Я запоздало понял, что мое давешнее желание начало сбываться, и решительно отогнал тревожные мысли. Все должно развиваться согласно моему собственному сценарию: сейчас я найду Джуффина и помогу ему вернуться домой. И разумеется, мы вернемся вместе, иначе быть не может!
Руководствуясь скорее практическими соображениями, чем нетерпением, я тут же попробовал послать зов Джуффину, рассудив, что проще спросить, где он находится, чем искать его наугад, блуждая по незнакомому городу.
Однако у меня ничего не получилось. Проблема не в том, что Джуффин не откликнулся, как не откликаются на зов мертвецы и обитатели иных Миров, дело обстояло еще хуже: я больше не мог воспользоваться Безмолвной речью, словно меня никогда этому не учили, словно я не применял сей полезный навык на практике не далее как полчаса назад, чтобы поболтать с сэром Кофой. Даже не так: словно бы возможности воспользоваться Безмолвной речью вообще не существовало в природе.
Вообще-то, я склонен поддаваться панике; слонов, собственноручно изготовленных мною из мух, хватило бы на заселение зоопарков всех обитаемых Миров. Но тогда ничего похожего на панику я не ощутил, только тоненькая струйка ледяного пота поползла по спине. Настоящий ужас пренебрегает внешними эффектами: я не побледнел, не зашатался, не схватился за грудь, не принялся изрыгать ругательства, мои глаза не наполнились слезами отчаяния. Я лишь на мгновение остановился и тихо сказал себе: «Ну вот, допрыгался».
Потом я пошел дальше. Голова была совершенно пуста, никаких эмоций я не испытывал, и это было благо, причитающееся мне по праву, как наркоз любому пациенту перед операцией.
Я понятия не имел, каким образом теперь можно найти Джуффина. Никаких идей на сей счет у меня не было; впрочем, я и не обдумывал эту проблему. Все должно было случиться как-нибудь само собой, в противном случае нечего было и затевать эту сомнительную канитель с Йонохской печатью. Полагаю, я мог не бродить по незнакомому городу, а оставаться на месте и ждать, пока Джуффин сам ко мне придет, но бездействие свело бы меня с ума. Неудивительно, что я предпочел задать работу своим ногам.

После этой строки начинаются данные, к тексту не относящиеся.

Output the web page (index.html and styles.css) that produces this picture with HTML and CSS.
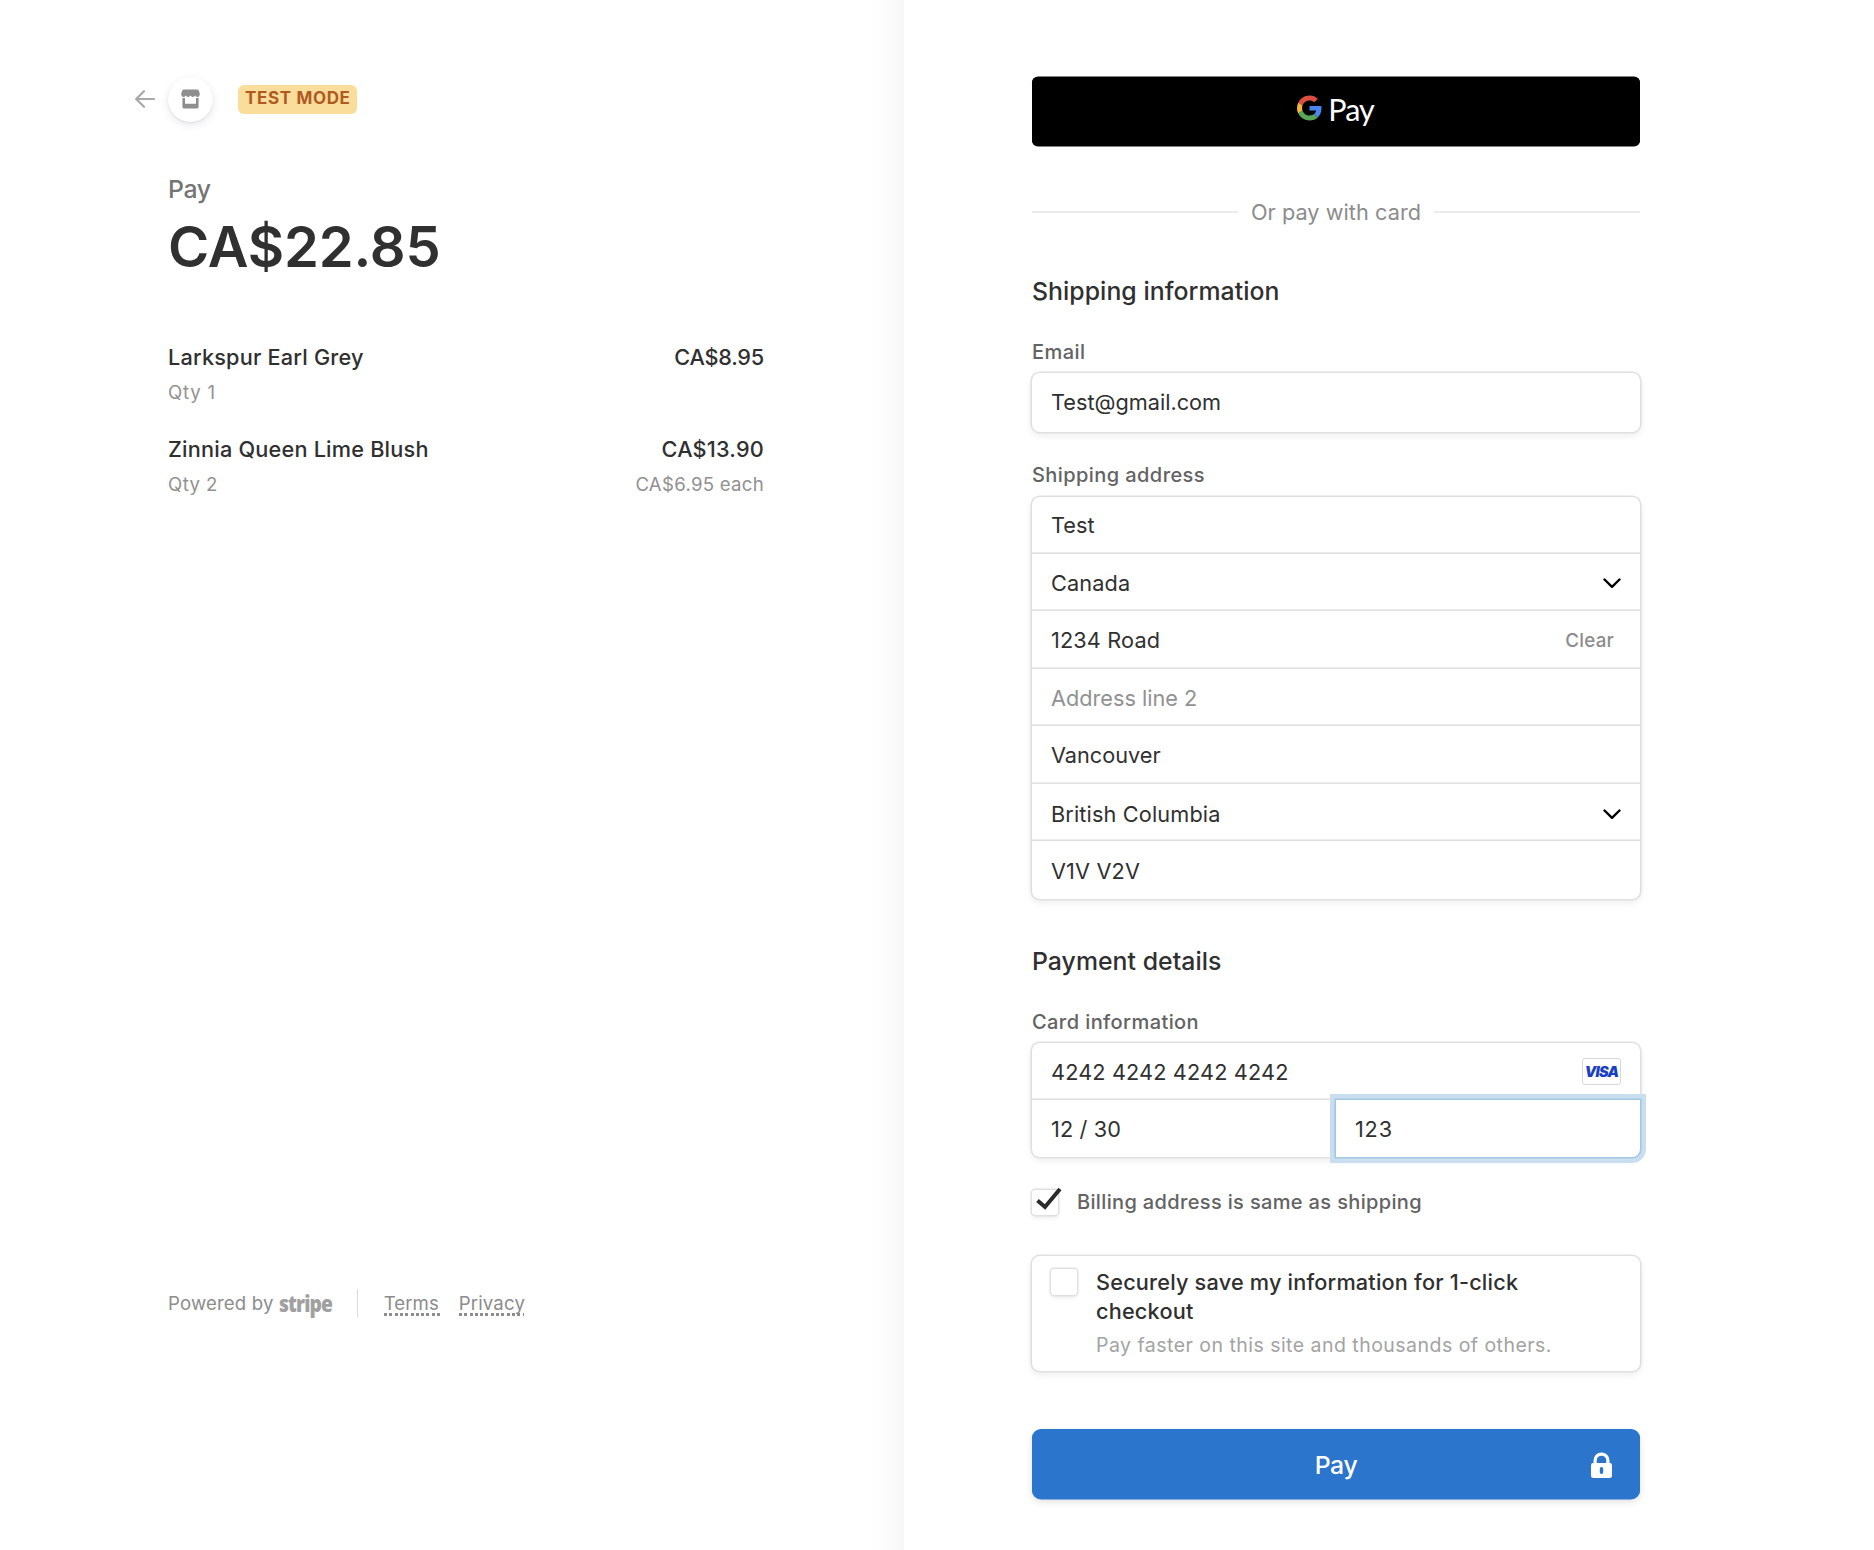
FILE: index.html
```html
<!DOCTYPE html>
<html lang="en">
<head>
<meta charset="utf-8">
<title>Checkout</title>
<link rel="stylesheet" href="styles.css">
</head>
<body>
<div class="checkout">
  <section class="summary">
    <header class="merchant">
      <svg class="back" viewBox="0 0 20 18" aria-hidden="true"><path d="M19 9H1.500M9 1.200 1.200 9 9 16.800"/></svg>
      <span class="store"><svg viewBox="0 0 20 20" aria-hidden="true"><path d="M3 0h14a2 2 0 0 1 1.700 1l1 3v1.500a2.500 2.500 0 0 1-4.800.9 2.700 2.700 0 0 1-4.900 0 2.700 2.700 0 0 1-4.900 0A2.500 2.500 0 0 1 .3 5.500V4l1-3A2 2 0 0 1 3 0zM1.500 9h2.700v6h11.600V9h2.700v9.500a1.500 1.500 0 0 1-1.500 1.500h-14a1.500 1.500 0 0 1-1.500-1.500z"/></svg></span>
      <span class="badge">TEST MODE</span>
    </header>
    <p class="pay-label">Pay</p>
    <p class="amount">CA$22.85</p>
    <ul class="items">
      <li>
        <div class="line name"><span>Larkspur Earl Grey</span><span class="track-tight">CA$8.95</span></div>
        <div class="line meta"><span class="track-wide">Qty 1</span></div>
      </li>
      <li>
        <div class="line name"><span>Zinnia Queen Lime Blush</span><span>CA$13.90</span></div>
        <div class="line meta"><span class="track-loose">Qty 2</span><span>CA$6.95 each</span></div>
      </li>
    </ul>
    <footer class="footer">
      <span>Powered by</span><span class="stripe">stripe</span>
      <i class="rule"></i>
      <a class="link terms">Terms</a><a class="link privacy">Privacy</a>
    </footer>
  </section>
  <main class="form">
    <div class="gpay">
      <svg viewBox="0 0 48 48" aria-hidden="true"><path fill="#db4f41" d="M24 9.500c3.540 0 6.710 1.220 9.210 3.600l6.850-6.850C35.900 2.380 30.470 0 24 0 14.620 0 6.510 5.380 2.560 13.220l7.980 6.190C12.430 13.720 17.740 9.500 24 9.500z"/><path fill="#4a85ee" d="M46.980 24.550c0-1.570-.15-3.090-.38-4.550H24v9.020h12.940c-.58 2.960-2.260 5.480-4.780 7.180l7.730 6c4.510-4.180 7.090-10.360 7.090-17.650z"/><path fill="#f2b63c" d="M10.530 28.590c-.48-1.450-.76-2.990-.76-4.590s.27-3.140.76-4.590l-7.980-6.190C.92 16.460 0 20.120 0 24c0 3.880.92 7.540 2.560 10.780l7.970-6.190z"/><path fill="#59a659" d="M24 48c6.480 0 11.930-2.130 15.890-5.810l-7.730-6c-2.150 1.450-4.920 2.300-8.160 2.300-6.260 0-11.570-4.220-13.470-9.910l-7.980 6.190C6.510 42.620 14.620 48 24 48z"/></svg>
      <span>Pay</span>
    </div>
    <div class="or">Or pay with card</div>

    <h2 class="h">Shipping information</h2>
    <div class="label">Email</div>
    <div class="group email"><div class="row">Test@gmail.com</div></div>
    <div class="label address">Shipping address</div>
    <div class="group addr">
      <div class="row">Test</div>
      <div class="row"><span class="track-mid">Canada</span><svg class="chev" viewBox="0 0 18 11" aria-hidden="true"><path d="m1.500 1.500 7.500 7.300 7.500-7.300"/></svg></div>
      <div class="row tall"><span class="track-mid">1234 Road</span><span class="clear">Clear</span></div>
      <div class="row"><span class="placeholder">Address line 2</span></div>
      <div class="row tall">Vancouver</div>
      <div class="row low"><span class="track-mid">British Columbia</span><svg class="chev" viewBox="0 0 18 11" aria-hidden="true"><path d="m1.500 1.500 7.500 7.300 7.500-7.300"/></svg></div>
      <div class="row tall low"><span class="track-mid">V1V V2V</span></div>
    </div>

    <h2 class="h payment">Payment details</h2>
    <div class="label">Card information</div>
    <div class="group card">
      <div class="row"><span class="track-mid">4242 4242 4242 4242</span><span class="visa">VISA</span></div>
      <div class="split">
        <div class="row"><span class="track-mid">12 / 30</span></div>
        <div class="row focus"><span class="track-wide">123</span></div>
      </div>
    </div>

    <div class="same">
      <span class="box"><svg viewBox="0 0 26 23" aria-hidden="true"><path d="m1.500 13.500 7.500 6.500L24 2"/></svg></span>
      <span>Billing address is same as shipping</span>
    </div>

    <div class="group save">
      <span class="box"></span>
      <div>
        <div class="save-title">Securely save my information for 1-click<br>checkout</div>
        <div class="save-sub">Pay faster on this site and thousands of others.</div>
      </div>
    </div>

    <div class="pay"><span>Pay</span>
      <svg viewBox="0 0 21 26" aria-hidden="true"><path fill-rule="evenodd" d="M2.500 11V8.500a8 8 0 0 1 16 0V11a2.300 2.300 0 0 1 2.500 2.300V23.500a2.500 2.500 0 0 1-2.500 2.500h-16A2.500 2.500 0 0 1 0 23.500V13.300A2.300 2.300 0 0 1 2.500 11zM5.700 11h9.600V8.500a4.800 4.800 0 0 0-9.600 0zM10.500 15a1.700 1.700 0 0 0-1.700 1.700v3.500a1.700 1.700 0 0 0 3.400 0v-3.500a1.700 1.700 0 0 0-1.700-1.700z"/></svg>
    </div>
  </main>
</div>
</body>
</html>
```
FILE: styles.css
```css
* { box-sizing: border-box; margin: 0; padding: 0; }
body {
  background: #fff;
  color: #303030;
  font-family: Inter, "Liberation Sans", sans-serif;
  font-size: 21.7px;
}
.checkout { display: flex; width: 1874px; height: 1550px; overflow: hidden; }

/* Tracking adjustments */
.track-tight { letter-spacing: -.22px; }
.track-mid { letter-spacing: .14px; }
.track-loose { letter-spacing: .42px; }
.track-wide { letter-spacing: .8px; }

/* Order summary */
.summary {
  display: flex;
  flex-direction: column;
  width: 904px;
  padding: 76px 140px 0 168px;
  background: linear-gradient(to left, #f7f7f7, #fdfdfd 22px, #fff 34px);
}
.merchant { display: flex; align-items: center; height: 46px; margin-left: -33px; }
.back { width: 20px; height: 18px; fill: none; stroke: #a8a8a8; stroke-width: 2.2; stroke-linecap: round; stroke-linejoin: round; }
.store {
  display: flex;
  align-items: center;
  justify-content: center;
  width: 45px;
  height: 45px;
  margin-left: 13px;
  border-radius: 50%;
  background: #fff;
  box-shadow: 0 3px 8px rgba(60, 66, 87, .12), 0 1px 2px rgba(0, 0, 0, .08);
}
.store svg { width: 19px; height: 20px; fill: #8e8e8e; }
.badge {
  display: flex;
  align-items: center;
  width: 119px;
  height: 29px;
  margin-left: 25px;
  padding-left: 7px;
  padding-bottom: 2px;
  border-radius: 6px;
  background: #fbdd9b;
  color: #b05a22;
  font-size: 17px;
  font-weight: 700;
  letter-spacing: .65px;
  white-space: nowrap;
}
.pay-label { margin-top: 51px; color: #757575; font-size: 24.8px; font-weight: 500; letter-spacing: -.4px; line-height: 32px; }
.amount { margin-top: 8px; font-size: 56px; font-weight: 600; letter-spacing: -.15px; line-height: 68px; }
.items { margin-top: 60px; list-style: none; }
.items li { height: 92px; }
.line { display: flex; justify-content: space-between; }
.name { font-weight: 500; letter-spacing: .2px; line-height: 32px; }
.meta { margin-top: 5px; color: #919191; font-size: 18.6px; letter-spacing: .28px; line-height: 28px; }
.footer { display: flex; align-items: center; height: 28px; margin-top: 764px; color: #8c8c8c; font-size: 18.6px; letter-spacing: .17px; line-height: 28px; }
.stripe {
  width: 52px;
  margin-left: 5px;
  color: #a0a0a0;
  font: 800 22px/28px "Open Sans", sans-serif;
  letter-spacing: -1px;
  transform: scaleX(.875);
  transform-origin: left;
}
.rule { width: 1px; height: 28px; margin: 0 26px; background: #dcdcdc; }
.link { height: 28px; background: repeating-linear-gradient(to right, #8c8c8c 0 3px, transparent 3px 5.3px) 0 24px / 100% 3px no-repeat; }
.terms { width: 56px; letter-spacing: .1px; }
.privacy { margin-left: 19px; width: 65px; }

/* Payment form */
.form { width: 608px; margin-left: 128px; padding-top: 77px; }
.gpay {
  display: flex;
  align-items: center;
  justify-content: center;
  height: 69px;
  padding: 0 1px 5px 0;
  border-radius: 6px;
  background: #000;
  box-shadow: 0 -.5px 0 #000, 0 .4px 0 #000;
  color: #fff;
  font: 400 30.5px/36px Lato, sans-serif;
  letter-spacing: -1px;
}
.gpay svg { width: 25px; height: 26px; margin: -2px 6px 0 0; }
.or { display: flex; align-items: center; gap: 13px; margin-top: 51px; color: #8c8c8c; letter-spacing: .05px; line-height: 30px; }
.or::before, .or::after { content: ""; flex: 1; height: 2px; margin-top: -1px; background: #ebebeb; }
.h { margin-top: 48px; font-size: 24.8px; font-weight: 500; letter-spacing: .05px; line-height: 32px; }
.payment { margin-top: 46px; }
.label { margin-top: 31px; color: #636363; font-size: 20px; font-weight: 500; letter-spacing: .42px; line-height: 28px; }
.address { margin-top: 29px; }
.group {
  border-radius: 8px;
  background: #fff;
  box-shadow: 0 0 0 1.6px #e0e0e0, 0 3px 7px 1px rgba(0, 0, 0, .07);
}
.email { margin-top: 7px; }
.email .row { height: 59px; padding-bottom: 2px; }
.addr { margin-top: 8px; }
.card { margin-top: 7px; }
.row { display: flex; align-items: center; justify-content: space-between; height: 57px; padding: 0 19px; }
.addr .row:first-child { padding-bottom: 1px; }
.tall { height: 58px; }
.low { padding-top: 2px; }
.addr .row + .row, .split .row:first-child { box-shadow: 0 -1.6px 0 #e0e0e0; }
.placeholder { color: #919191; }
.clear { margin-right: 7px; color: #8c8c8c; font-size: 18.8px; font-weight: 500; letter-spacing: .2px; }
.chev { width: 18px; height: 11px; margin-top: 2px; fill: none; stroke: #000; stroke-width: 2.4; stroke-linecap: round; stroke-linejoin: round; }
.visa {
  display: flex;
  align-items: center;
  justify-content: center;
  width: 39px;
  height: 27px;
  border: 1px solid #d8d8d8;
  border-radius: 3px;
  color: #1a3fc4;
  font: italic 900 14.5px/20px Inter, sans-serif;
  letter-spacing: -.7px;
}
.split { display: grid; grid-template-columns: 304px 304px; }
.focus {
  position: relative;
  border-radius: 0 0 8px 0;
  background: #fff;
  box-shadow: 0 0 0 1.6px #a3c8e4, 0 0 0 6px #c9dff0;
}
.box { flex: none; width: 26px; height: 26px; border-radius: 3px; background: #fff; box-shadow: 0 0 0 1.4px #e0e0e0, 0 3px 5px rgba(0, 0, 0, .08); }
.same { display: flex; align-items: center; gap: 19px; height: 28px; margin-top: 31px; color: #636363; font-size: 20px; font-weight: 500; letter-spacing: .35px; line-height: 28px; }
.same .box { height: 25px; margin-top: 1px; }
.same svg { display: block; width: 26px; height: 23px; margin: -3px 0 0 4px; fill: none; stroke: #2b2b2b; stroke-width: 4; }
.save { display: flex; gap: 19px; height: 115px; margin-top: 40px; padding: 12px 19px 0; }
.save .box { margin-top: 1px; }
.save-title { font-weight: 500; letter-spacing: .19px; line-height: 29px; white-space: nowrap; }
.save-sub { margin-top: 5px; color: #a3a3a3; font-size: 19.5px; letter-spacing: .47px; line-height: 28px; white-space: nowrap; }
.pay {
  display: grid;
  grid-template-columns: 1fr auto 1fr;
  align-items: center;
  height: 70px;
  margin-top: 58px;
  padding: 2px 28px 0;
  border-radius: 9px;
  background: #2b75cc;
  box-shadow: 0 .4px 0 #2b75cc, 0 3px 7px rgba(0, 0, 0, .12);
  color: #fff;
  font-size: 24.8px;
  font-weight: 500;
  letter-spacing: -.4px;
}
.pay span { grid-column: 2; }
.pay svg { justify-self: end; width: 21px; height: 26px; margin-top: -1px; fill: #fff; }
```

Город, по которому я ходил, мне скорее понравился, чем нет. Тихий, безлюдный, очень зеленый городок с невысокими домами, редкими, но яркими разноцветными фонариками, теплым светом в окнах маленьких кафе. Пахло хвоей, жасмином и свежей выпечкой; лиловые сумерки никак не могли сгуститься до состояния настоящей ночи, но и не рассеивались, чтобы уступить место утреннему свету. Потом, много позже, я узнал, что этот город навсегда застыл в сумерках, как мошка в смоляной капле. Откуда-то издалека доносилась танцевальная музыка, но я так и не набрел на ее источник: в каком бы направлении я ни сворачивал, музыка не становилась ни громче, ни тише, словно звучала у меня в ушах, а не где-то на соседней улице.